Regarding Syria, the king said that the regime of President Assad "can hold for two years at the military level, but not more than four months at the economic level." He revealed that Jordan "will host Israeli-Palestinian meetings in February to support the peace process...based on an understanding with the Europeans and the U.S."
The king said that "Jordan was severely damaged as a result of frequent interruptions of Egyptian natural gas, which cost the state treasury about 5 billion Jordanian dinars ($7 billion)," stressing that the interruption of gas ''is the real reason behind the economic crisis plaguing the country."
He said that "Amman has bargaining chips through which it can send messages to Cairo, including the fact that 500,000 Egyptians are working in Jordan. Moreover, the kingdom is the only passageway for Egyptian vegetables being exported to Iraq, and tens of thousands of Egyptians working in the Gulf states are using the Nuweiba-Aqaba waterway in their travels."
The Egyptian president later was reported to have phoned the king with a request to stop the Jordanian government's decision to deport thousands of Egyptian workers for violating residency conditions. (Al-Hayat-Al Monitor)
- Israeli Envoy Calls Settlement Plan a Politically Necessary Reprisal - Howard LaFranchi
Israeli Ambassador Michael Oren last week placed the announcement of plans for settlement construction in the "E1" tract near Jerusalem in the context of the Palestinians' successful bid on Nov. 29 for enhanced UN status. "We felt if the Palestinians were taking unilateral action in the UN, we had to also send the message that we could take unilateral actions," he said. A long line of Israeli leaders has considered retention of control over E1 as critical to Jerusalem's security.
At the same time, he noted that Israel's growing economy, strengthened relations with some of the world's major or emerging powers, including Russia, China, and India, and a vibrant high-tech sector, make for an upbeat assessment of its future. (Christian Science Monitor)
- Where's the Outrage Against Hamas? - Frida Ghitis
Hamas leader Khaled Meshaal has done us a great service by drawing an incandescent line between those who want peace and coexistence, and those who categorically reject negotiations, seeking only to destroy the enemy.
When Meshaal spoke in Gaza a few days ago, calling for Israel's destruction, the entire world should have spoken out in outrage. But Meshaal's words did not make a lot of waves. The world doesn't really blink when someone calls for Israel's destruction.
Reaction to the horrifying speech was rather muted, particularly in Europe. But nothing could be worse for Palestinians than embracing a position that rejects coexistence with Israel. Anyone who wants to do a small part for peace between Israelis and Palestinians should speak out in support of those who want coexistence, and condemn in the strongest terms those who reject the other one's right to exist.

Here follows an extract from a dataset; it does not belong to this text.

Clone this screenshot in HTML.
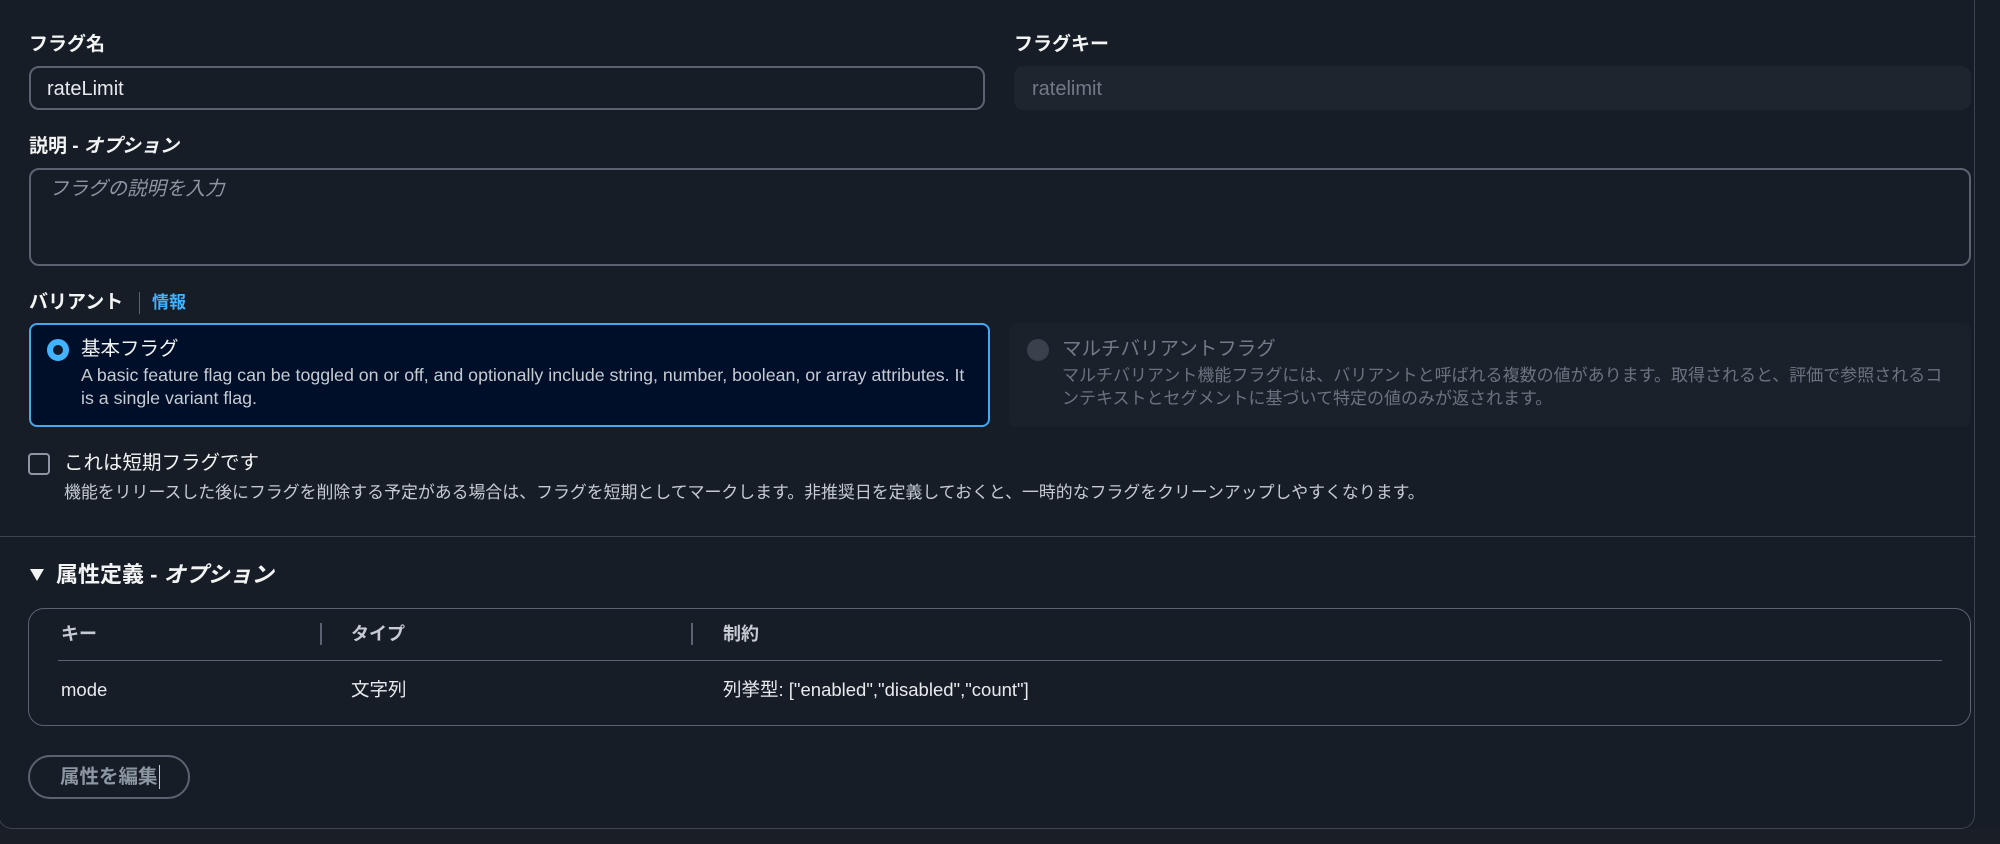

Israel Is Not a Gun-Toting Utopia - Ezra Klein (Washington Post)
Janet Rosenbaum, an assistant professor of epidemiology at the School of Public Health at the State University of New York (SUNY) Downstate Medical Center School, explains that Israel does not have a high level of gun ownership.
You have to have a reason to have a gun. There isn't this idea that you have a right to a gun.
- There are only a few tens of thousands of legal guns in Israel, and the only people allowed to own them legally live in the settlements, do business in the settlements, or are in professions at risk of violence.
And then you need to go back to the permitting authority periodically to assure them the reason is still valid.
- Ten years ago, when Israel had an outbreak of violence (the Second Intifada), there was an expansion of gun ownership, but only to people above a certain rank in the military. There was no sense that having ordinary citizens carry guns would make anything safer.
- Israel rejects 40% of its applications for a gun, the highest rate of rejection of any country in the world. And all guns must have an Interior Ministry permit and identifying mark for tracing.